The master thesis researches the unsatisfactory acoustic environment of day care facilities which often have too long reverberation times. Consequently, the learning process cannot be executed in the most optimum way, while the high noise levels also negatively affect the health of staff and children.
We approached the problem by developing prototypical sound absorbers customized for implementation in day care facilities. Such elements have to meet the statutory requirements for construction products as well as be appropriate in regards to health, economics and creativity. Working methods include calculations, laboratory measurements of absorption coefficient, in-situ measurements of reverberation time and equivalent sound pressure level and personal communication with the staff.

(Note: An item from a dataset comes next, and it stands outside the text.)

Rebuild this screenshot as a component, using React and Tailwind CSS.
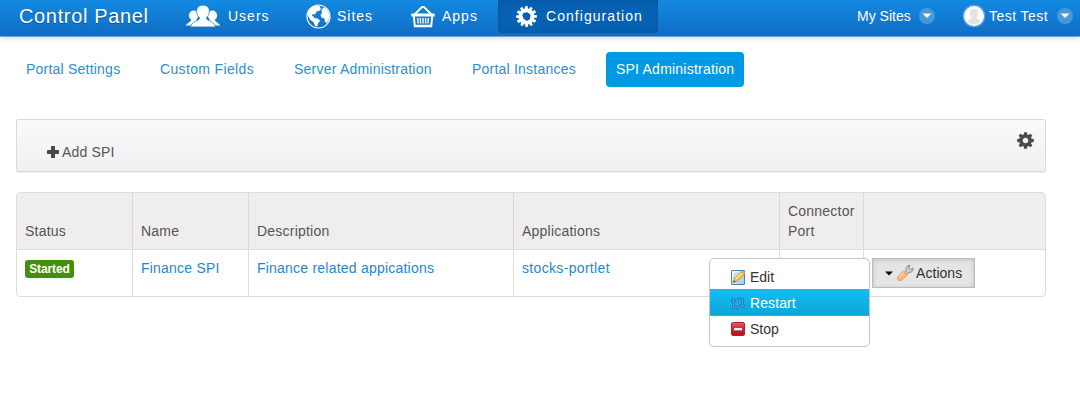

Five types of prototypical absorbers were made, varying by their design and position in the room and a computer program was created for calculating the needed absorptive surface. In-situ measurements performed before and after acoustical refurbishment of a playroom showed a notable improvement of acoustical properties of the room after the renovation. Mid-frequency reverberation time was reduced for almost 44% from 0,92 s to 0,52 s, while equivalent sound pressure level dropped for approximately 2,5 dB.
Effectiveness of the acoustical refurbishment was also measured by the staff’s subjective opinion, which was obtained in the form of personal communication and a questionnaire. The staff was delighted with the improvements, they believe the space to be much quieter and the sound absorbers unobtrusive.
The criteria relevant for deciding on a most appropriate acoustical element for the specific environment is presented in the conclusion.